Work through the data and report how many lines include the string "index", giving the number alone.

> _Records supplied_:
+++++

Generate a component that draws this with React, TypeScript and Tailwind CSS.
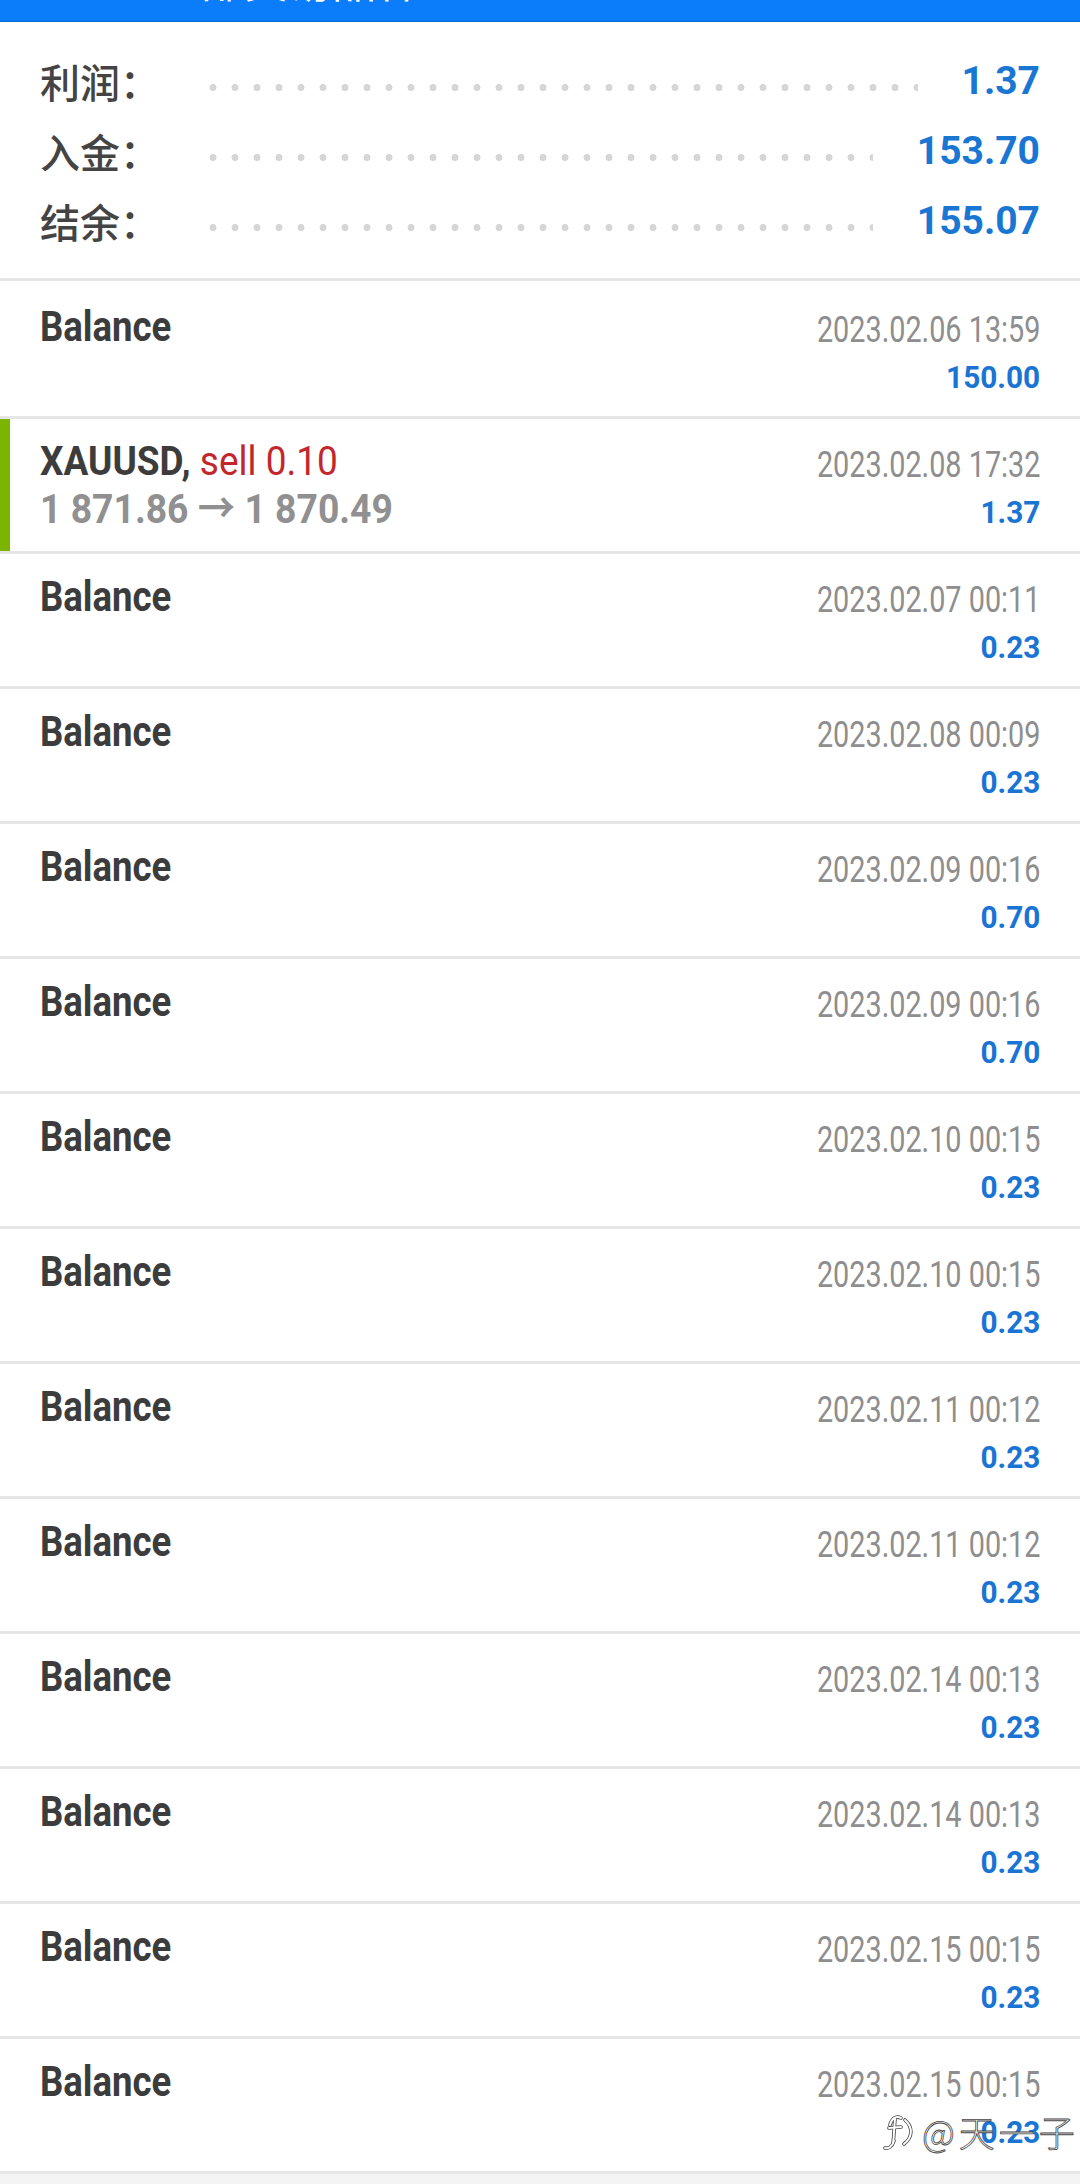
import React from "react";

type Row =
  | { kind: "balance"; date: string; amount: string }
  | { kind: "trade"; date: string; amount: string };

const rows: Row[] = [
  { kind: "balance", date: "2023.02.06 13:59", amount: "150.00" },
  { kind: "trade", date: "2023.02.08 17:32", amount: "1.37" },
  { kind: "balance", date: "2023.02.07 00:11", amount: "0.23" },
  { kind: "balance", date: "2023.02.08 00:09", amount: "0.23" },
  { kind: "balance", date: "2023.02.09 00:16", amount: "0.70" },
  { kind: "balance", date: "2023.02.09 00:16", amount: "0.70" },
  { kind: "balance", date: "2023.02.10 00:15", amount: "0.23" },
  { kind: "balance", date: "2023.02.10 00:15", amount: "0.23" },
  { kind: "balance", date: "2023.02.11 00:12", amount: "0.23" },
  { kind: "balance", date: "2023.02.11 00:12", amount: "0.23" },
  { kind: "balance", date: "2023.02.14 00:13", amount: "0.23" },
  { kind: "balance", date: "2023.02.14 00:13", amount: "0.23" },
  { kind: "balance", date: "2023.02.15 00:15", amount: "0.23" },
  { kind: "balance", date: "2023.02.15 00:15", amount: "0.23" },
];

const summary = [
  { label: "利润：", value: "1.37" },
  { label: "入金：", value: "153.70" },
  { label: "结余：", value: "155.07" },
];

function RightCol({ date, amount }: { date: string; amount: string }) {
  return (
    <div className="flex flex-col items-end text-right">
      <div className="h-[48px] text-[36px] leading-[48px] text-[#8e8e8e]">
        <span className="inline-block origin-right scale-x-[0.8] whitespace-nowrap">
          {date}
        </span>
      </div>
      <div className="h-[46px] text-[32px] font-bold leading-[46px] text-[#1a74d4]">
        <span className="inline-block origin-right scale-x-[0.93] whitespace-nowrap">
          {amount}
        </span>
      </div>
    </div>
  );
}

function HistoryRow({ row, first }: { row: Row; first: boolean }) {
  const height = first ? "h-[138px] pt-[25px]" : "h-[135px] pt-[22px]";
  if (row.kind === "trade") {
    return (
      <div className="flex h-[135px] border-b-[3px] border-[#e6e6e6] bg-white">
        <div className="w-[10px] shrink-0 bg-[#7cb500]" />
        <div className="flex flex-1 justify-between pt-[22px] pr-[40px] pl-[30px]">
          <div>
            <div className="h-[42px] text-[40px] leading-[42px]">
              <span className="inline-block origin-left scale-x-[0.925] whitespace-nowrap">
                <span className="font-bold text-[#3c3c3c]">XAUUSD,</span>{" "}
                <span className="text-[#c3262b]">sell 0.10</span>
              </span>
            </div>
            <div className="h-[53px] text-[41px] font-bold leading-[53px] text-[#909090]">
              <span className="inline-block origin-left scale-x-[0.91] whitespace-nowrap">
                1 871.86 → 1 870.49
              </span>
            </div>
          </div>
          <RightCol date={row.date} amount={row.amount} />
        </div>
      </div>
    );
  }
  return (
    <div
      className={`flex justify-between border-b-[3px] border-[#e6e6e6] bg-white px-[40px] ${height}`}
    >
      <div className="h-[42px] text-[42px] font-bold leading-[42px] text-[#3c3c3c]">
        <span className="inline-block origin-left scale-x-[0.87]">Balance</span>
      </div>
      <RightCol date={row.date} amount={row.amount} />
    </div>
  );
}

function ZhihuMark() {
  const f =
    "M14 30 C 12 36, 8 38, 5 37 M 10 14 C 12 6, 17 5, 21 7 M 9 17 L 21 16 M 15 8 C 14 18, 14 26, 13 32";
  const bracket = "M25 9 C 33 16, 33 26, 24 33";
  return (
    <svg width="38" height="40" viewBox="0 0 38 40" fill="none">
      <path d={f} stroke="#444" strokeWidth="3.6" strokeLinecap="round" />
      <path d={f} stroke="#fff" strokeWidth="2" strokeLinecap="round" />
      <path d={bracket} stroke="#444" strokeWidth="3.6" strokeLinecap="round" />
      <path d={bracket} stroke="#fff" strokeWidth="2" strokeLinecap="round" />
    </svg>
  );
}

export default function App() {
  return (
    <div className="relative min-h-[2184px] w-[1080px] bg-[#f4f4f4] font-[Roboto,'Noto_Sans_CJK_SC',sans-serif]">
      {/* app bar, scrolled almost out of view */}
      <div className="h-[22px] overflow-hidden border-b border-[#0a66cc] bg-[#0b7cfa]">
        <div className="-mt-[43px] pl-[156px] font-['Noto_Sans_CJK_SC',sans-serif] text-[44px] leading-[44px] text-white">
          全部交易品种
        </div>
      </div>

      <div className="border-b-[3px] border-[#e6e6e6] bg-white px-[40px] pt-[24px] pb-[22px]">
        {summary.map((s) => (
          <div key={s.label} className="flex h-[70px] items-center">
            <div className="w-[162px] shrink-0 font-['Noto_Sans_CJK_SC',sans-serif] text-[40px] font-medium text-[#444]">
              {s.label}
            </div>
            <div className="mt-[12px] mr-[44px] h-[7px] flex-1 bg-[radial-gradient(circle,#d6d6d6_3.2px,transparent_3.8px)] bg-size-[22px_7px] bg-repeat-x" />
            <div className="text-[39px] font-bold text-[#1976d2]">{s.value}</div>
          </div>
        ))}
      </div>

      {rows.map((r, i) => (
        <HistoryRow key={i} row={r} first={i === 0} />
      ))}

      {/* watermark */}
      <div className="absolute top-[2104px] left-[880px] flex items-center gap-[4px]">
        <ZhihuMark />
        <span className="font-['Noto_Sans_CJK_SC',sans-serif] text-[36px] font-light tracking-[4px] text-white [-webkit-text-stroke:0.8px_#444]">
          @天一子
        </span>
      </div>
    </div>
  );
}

+++++

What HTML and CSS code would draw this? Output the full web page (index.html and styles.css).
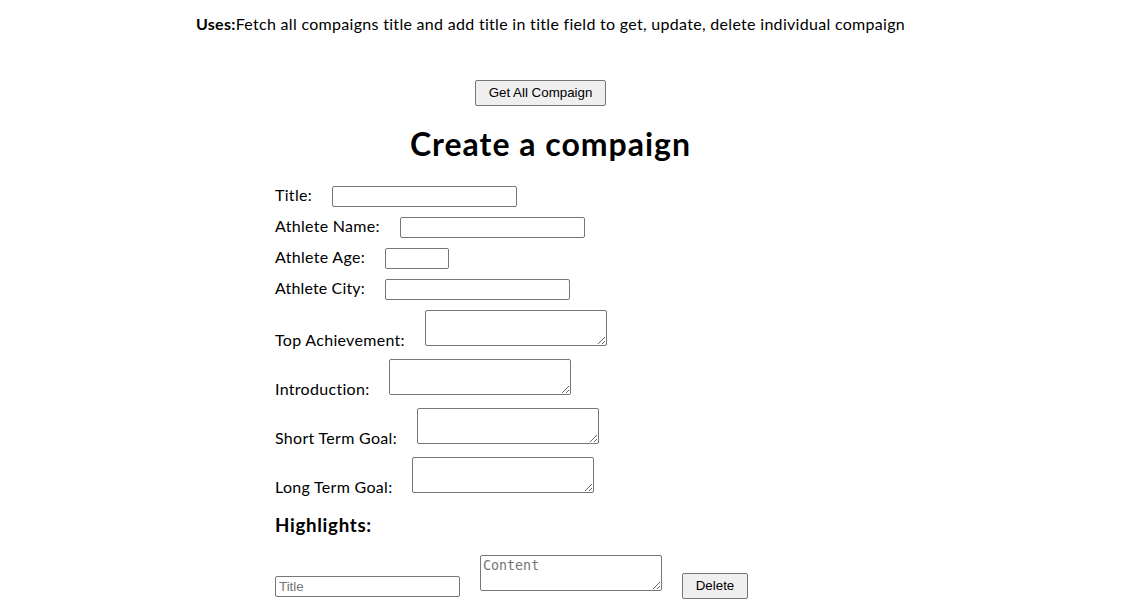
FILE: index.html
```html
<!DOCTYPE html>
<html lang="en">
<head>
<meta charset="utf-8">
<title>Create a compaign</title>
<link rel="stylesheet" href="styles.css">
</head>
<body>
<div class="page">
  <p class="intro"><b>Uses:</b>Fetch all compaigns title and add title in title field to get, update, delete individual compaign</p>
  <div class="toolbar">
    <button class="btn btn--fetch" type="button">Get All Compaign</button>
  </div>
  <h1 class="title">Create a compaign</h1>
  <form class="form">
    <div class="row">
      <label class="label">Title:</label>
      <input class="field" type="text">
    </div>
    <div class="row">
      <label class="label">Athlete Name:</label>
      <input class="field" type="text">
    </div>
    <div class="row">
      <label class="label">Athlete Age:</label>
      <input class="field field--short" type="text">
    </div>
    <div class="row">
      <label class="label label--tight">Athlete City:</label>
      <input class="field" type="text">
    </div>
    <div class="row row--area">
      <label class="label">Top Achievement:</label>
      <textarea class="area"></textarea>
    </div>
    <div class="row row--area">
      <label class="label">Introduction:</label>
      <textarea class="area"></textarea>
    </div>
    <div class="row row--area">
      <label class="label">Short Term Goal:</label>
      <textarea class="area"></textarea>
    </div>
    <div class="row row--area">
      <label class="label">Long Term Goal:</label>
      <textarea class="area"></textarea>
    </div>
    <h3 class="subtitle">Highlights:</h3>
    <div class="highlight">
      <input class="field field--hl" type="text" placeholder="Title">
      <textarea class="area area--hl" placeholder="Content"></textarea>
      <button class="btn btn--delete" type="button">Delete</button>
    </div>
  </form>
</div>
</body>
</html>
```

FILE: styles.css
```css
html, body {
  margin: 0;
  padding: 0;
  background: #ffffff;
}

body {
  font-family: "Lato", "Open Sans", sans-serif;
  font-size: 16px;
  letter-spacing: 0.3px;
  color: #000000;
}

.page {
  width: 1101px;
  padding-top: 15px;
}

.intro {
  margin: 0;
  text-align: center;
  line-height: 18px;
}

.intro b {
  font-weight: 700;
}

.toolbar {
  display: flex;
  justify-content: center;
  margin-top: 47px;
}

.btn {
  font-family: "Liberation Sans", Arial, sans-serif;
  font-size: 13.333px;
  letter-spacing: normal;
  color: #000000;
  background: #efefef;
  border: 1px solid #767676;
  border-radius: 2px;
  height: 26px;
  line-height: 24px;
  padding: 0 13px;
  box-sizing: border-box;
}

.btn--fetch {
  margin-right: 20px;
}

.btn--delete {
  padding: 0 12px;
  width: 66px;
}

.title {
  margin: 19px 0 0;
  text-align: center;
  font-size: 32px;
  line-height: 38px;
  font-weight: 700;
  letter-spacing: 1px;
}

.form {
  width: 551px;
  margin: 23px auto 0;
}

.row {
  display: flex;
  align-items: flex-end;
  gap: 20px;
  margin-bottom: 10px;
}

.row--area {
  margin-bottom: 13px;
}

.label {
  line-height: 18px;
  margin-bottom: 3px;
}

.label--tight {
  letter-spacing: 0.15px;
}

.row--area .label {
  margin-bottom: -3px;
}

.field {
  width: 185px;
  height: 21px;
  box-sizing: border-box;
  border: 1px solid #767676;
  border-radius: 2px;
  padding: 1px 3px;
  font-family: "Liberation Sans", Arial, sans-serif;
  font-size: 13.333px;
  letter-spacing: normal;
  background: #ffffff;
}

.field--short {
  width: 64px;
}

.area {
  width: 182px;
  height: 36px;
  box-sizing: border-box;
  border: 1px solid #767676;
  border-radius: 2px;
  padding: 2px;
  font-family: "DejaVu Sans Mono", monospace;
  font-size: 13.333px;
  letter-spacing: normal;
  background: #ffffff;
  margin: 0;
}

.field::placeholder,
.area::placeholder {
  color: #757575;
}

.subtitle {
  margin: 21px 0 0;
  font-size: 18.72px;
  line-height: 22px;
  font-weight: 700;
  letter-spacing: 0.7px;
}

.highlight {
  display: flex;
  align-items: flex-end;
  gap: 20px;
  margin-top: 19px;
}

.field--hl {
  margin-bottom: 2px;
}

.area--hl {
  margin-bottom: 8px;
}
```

+++++

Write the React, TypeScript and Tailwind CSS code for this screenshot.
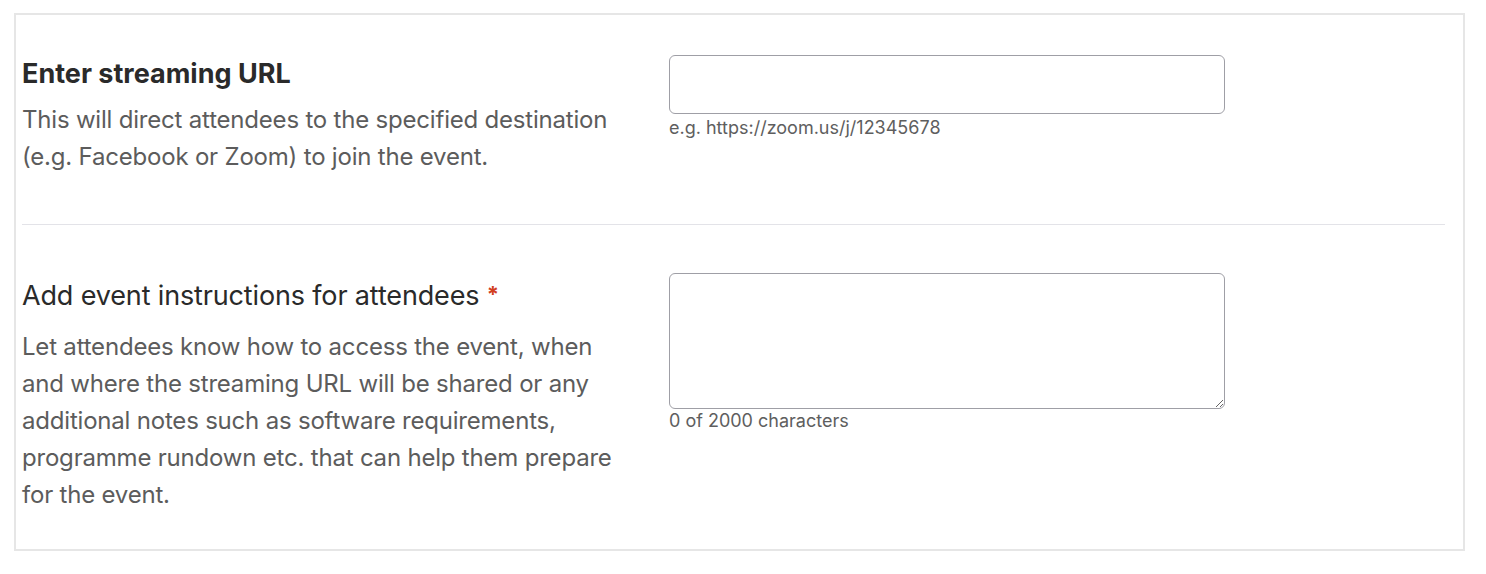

+++++

> _Result of the task_: 2